Northrop Grumman patents show potential next-gen bomber design

If Northrop Grumman has this airplane flying around right now, patents like these are our only clue that it exists. This particular drawing shows one of Northrop's "Next-Generation Bomber" patents, an evolution of the B-2 Spirit. The most notable new feature? Those little retractable mustache-canards. Adorable!

The Next-Gen Bomber (NGB) program was originally supposed to deliver a stealthy, subsonic, medium range, medium payload strike aircraft by 2018, but in 2009, it was cancelled in favor of a cheaper and more versatile "Long-Range Strike-B" (LRS-B) platform, which will be delivered sometime in the mid-2020s. This Northrop Grumman patent is for the NGB, not the LRS-B, but it's very likely that the two designs will be similar, and this is the best look we've got so far.

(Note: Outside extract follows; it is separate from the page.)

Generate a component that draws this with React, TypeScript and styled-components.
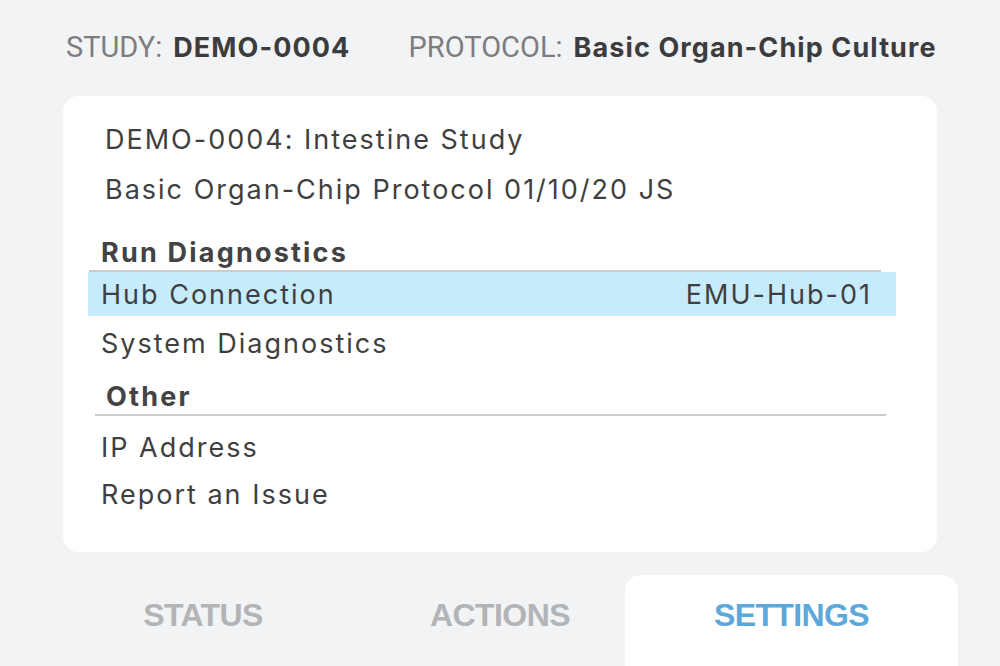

If there's something familiar about these pics, it's because the aircraft looks rather a lot like a certain other futuristic project that Northrop Grumman has been working on, the X-47B unmanned combat air vehicle:


Both the patent drawing, and the X-47B, feature the same "cranked kite" planform shape. The NGB would have been ten times the size, of course, and it's got four engines instead of one, and it's intended to be flown by people and not just robots, but you have to figure that Northrop has fixated on this overall design for a reason, primarily aerodynamic efficiency and stealth (or maybe the other way around). We're loving the addition of those little (not so little, really) canards on the NGB's nose: they'd be retractable, adding some extra control and lift on take-offs and landings.

It's also worth noting that the LRS-B isn't intended to be a heavy bomber, since the B-52 Stratofortress is somehow expected to remain in service in that role until 2040. The B-52 Stratofortress, for the record, entered service in 1955, so it's already ancient, and this new "2037 bomber" won't be taking over until, you guessed it, 2037. The designs we're looking at now, then, are intended to fill the gap until this new 2037 bomber hits the skies, but it'll probably be a while before we get any official word on the project from the USAF.